### EXERCISE AIM:
From the listing below, extract every line containing "screenshot".

### MATERIAL FOR THIS EXERCISE:
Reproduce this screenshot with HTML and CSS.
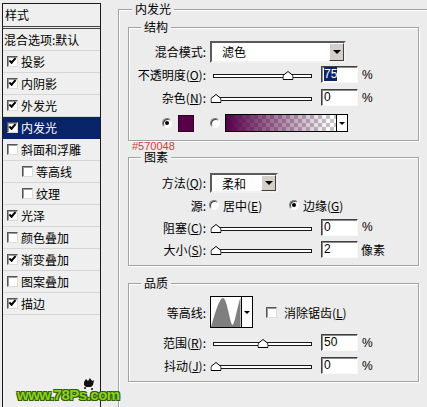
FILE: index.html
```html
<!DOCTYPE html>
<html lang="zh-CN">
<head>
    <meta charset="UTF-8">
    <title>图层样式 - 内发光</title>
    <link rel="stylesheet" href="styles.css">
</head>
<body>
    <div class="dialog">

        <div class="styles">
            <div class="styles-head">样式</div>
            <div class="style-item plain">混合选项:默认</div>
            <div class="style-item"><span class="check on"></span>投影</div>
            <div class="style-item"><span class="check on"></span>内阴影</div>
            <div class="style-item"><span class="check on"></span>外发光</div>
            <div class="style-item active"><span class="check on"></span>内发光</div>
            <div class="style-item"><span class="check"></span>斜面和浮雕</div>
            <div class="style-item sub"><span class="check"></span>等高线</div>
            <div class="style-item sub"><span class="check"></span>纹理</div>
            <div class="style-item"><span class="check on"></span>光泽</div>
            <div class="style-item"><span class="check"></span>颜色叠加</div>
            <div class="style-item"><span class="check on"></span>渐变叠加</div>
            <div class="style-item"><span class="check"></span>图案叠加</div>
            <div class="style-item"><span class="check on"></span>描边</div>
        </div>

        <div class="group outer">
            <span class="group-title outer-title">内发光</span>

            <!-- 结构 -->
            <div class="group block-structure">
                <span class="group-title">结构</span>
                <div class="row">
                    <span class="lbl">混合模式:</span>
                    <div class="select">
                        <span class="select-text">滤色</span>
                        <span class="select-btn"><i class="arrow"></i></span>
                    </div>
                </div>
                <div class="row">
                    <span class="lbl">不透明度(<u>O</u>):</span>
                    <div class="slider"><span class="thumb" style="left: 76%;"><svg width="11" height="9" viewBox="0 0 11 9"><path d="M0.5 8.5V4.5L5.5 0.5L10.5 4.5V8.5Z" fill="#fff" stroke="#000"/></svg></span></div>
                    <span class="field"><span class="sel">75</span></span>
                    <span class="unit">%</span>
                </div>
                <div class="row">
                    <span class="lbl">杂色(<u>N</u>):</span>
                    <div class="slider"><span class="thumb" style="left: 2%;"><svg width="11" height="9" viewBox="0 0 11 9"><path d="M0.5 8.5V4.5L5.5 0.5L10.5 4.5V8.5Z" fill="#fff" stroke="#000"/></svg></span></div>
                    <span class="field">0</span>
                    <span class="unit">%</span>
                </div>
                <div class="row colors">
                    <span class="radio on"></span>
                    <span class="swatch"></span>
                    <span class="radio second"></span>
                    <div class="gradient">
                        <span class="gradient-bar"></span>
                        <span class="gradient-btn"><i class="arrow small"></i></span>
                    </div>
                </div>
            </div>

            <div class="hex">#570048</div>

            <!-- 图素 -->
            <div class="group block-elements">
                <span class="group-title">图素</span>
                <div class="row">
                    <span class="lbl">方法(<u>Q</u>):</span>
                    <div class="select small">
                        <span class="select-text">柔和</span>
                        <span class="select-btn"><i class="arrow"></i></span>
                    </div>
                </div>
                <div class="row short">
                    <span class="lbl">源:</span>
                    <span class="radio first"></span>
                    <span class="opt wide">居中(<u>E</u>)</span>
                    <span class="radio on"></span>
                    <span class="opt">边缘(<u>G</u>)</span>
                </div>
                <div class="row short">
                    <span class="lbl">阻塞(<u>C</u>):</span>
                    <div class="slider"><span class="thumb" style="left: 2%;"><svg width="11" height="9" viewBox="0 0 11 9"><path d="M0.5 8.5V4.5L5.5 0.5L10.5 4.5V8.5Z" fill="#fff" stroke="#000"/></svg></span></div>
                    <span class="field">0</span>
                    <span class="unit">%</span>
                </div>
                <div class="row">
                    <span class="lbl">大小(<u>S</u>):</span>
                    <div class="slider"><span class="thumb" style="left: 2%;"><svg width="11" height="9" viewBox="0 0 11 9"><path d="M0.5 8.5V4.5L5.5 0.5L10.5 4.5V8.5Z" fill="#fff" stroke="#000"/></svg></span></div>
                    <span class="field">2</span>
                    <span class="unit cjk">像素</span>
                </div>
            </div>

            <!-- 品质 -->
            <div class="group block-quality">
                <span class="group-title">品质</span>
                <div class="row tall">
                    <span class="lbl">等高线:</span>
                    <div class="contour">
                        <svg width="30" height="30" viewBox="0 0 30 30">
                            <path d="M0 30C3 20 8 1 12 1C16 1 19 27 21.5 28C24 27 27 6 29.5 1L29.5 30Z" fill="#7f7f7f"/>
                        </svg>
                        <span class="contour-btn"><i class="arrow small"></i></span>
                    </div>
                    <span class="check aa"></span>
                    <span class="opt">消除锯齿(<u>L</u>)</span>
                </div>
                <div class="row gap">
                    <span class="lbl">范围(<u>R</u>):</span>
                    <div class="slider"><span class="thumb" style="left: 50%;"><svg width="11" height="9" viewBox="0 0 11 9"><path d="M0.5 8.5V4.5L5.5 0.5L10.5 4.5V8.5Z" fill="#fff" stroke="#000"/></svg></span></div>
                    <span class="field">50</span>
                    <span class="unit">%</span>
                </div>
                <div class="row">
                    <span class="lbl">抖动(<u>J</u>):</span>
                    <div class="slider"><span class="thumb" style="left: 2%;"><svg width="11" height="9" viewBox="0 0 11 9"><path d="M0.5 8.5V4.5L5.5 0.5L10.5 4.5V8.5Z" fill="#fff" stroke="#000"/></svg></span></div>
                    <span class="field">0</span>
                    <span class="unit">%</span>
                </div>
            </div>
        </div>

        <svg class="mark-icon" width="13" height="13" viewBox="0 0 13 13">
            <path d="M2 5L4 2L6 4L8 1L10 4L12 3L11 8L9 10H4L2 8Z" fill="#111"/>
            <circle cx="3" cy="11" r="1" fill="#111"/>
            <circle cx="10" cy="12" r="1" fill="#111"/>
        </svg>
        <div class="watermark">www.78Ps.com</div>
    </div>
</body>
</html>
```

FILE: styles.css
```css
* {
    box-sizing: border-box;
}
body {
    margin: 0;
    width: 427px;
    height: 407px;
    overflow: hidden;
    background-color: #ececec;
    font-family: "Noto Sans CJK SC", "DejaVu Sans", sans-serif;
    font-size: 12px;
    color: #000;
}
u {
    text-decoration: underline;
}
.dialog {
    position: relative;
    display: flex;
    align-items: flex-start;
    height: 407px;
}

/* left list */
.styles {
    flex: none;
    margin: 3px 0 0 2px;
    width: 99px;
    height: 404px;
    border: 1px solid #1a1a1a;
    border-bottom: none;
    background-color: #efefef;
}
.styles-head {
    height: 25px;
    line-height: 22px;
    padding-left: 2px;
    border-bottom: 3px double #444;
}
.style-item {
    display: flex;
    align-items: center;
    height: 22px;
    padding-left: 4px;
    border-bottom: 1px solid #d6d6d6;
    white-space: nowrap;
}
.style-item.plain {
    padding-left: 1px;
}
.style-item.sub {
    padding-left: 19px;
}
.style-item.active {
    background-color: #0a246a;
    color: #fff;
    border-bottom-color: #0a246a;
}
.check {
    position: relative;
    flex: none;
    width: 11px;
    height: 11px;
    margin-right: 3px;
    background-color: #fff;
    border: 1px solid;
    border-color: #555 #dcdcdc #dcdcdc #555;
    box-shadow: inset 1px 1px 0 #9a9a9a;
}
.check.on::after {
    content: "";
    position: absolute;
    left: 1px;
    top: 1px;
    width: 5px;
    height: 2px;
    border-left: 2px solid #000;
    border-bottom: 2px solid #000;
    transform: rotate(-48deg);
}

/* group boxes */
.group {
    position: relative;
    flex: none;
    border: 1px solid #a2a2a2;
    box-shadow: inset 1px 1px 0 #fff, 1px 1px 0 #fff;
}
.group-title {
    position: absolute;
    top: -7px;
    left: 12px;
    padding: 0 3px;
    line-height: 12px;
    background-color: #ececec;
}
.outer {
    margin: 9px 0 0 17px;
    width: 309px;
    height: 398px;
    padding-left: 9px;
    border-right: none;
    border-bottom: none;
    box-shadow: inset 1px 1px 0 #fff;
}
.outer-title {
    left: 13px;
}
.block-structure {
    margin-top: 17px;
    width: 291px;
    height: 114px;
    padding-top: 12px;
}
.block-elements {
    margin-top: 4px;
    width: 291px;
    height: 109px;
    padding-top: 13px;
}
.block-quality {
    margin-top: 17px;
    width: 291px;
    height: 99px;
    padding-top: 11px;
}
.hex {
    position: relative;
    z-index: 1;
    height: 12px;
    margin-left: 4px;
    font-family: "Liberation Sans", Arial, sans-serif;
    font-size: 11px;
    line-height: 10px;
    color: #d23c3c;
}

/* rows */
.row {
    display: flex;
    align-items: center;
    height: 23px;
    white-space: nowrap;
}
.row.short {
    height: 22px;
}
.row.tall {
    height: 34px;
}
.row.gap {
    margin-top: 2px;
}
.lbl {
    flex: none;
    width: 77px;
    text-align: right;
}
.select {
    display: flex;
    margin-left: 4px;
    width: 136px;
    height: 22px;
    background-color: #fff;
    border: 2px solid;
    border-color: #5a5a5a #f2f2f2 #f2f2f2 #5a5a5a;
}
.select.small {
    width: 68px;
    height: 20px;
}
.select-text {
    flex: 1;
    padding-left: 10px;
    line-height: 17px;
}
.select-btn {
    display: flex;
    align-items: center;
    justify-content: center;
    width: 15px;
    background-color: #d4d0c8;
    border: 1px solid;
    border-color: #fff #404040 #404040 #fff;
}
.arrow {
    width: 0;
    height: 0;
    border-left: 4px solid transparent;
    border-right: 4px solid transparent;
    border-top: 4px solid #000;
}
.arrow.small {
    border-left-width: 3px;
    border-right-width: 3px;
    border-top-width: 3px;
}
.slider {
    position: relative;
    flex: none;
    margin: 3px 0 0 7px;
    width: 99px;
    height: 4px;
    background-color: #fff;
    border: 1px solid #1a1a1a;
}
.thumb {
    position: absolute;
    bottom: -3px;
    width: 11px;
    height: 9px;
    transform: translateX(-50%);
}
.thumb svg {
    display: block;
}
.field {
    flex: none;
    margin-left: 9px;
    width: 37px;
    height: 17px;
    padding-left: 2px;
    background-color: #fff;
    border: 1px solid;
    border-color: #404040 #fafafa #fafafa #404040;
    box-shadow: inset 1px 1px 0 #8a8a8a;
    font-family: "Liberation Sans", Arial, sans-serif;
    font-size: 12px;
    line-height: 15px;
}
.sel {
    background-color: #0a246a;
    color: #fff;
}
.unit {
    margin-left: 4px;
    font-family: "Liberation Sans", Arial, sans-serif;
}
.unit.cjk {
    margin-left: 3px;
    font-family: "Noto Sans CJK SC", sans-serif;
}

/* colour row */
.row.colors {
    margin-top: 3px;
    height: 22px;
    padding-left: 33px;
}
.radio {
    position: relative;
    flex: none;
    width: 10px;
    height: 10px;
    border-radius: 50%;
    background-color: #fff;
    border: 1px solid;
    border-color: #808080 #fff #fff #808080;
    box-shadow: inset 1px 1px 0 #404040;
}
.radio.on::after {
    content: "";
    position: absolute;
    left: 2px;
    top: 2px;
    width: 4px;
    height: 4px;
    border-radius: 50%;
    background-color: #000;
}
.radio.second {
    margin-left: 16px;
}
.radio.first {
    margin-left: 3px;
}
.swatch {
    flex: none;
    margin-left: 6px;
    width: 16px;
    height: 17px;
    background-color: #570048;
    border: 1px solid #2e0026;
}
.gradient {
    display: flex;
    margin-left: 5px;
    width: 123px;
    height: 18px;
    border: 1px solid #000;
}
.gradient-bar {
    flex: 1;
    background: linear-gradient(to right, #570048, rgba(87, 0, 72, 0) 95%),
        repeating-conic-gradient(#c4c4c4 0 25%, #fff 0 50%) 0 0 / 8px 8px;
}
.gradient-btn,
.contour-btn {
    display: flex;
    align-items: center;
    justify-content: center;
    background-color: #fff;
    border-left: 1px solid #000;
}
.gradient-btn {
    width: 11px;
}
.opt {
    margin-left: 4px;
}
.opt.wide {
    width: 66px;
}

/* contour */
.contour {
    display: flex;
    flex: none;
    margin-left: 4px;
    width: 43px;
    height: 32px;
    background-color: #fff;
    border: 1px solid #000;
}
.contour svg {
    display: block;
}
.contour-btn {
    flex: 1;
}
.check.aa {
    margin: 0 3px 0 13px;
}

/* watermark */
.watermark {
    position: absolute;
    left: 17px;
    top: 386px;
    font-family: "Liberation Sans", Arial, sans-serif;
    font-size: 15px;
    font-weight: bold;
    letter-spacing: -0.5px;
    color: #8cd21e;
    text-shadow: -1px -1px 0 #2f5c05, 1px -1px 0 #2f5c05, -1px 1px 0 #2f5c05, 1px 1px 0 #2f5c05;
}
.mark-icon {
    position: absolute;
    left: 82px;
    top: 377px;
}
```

---

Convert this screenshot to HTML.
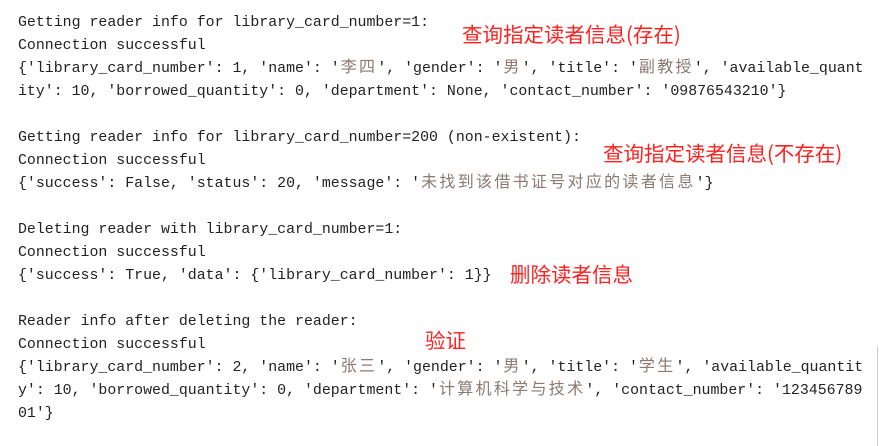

### FINISHED ANSWER:
Reproduce this screenshot with HTML and CSS.
Convert this screenshot to HTML.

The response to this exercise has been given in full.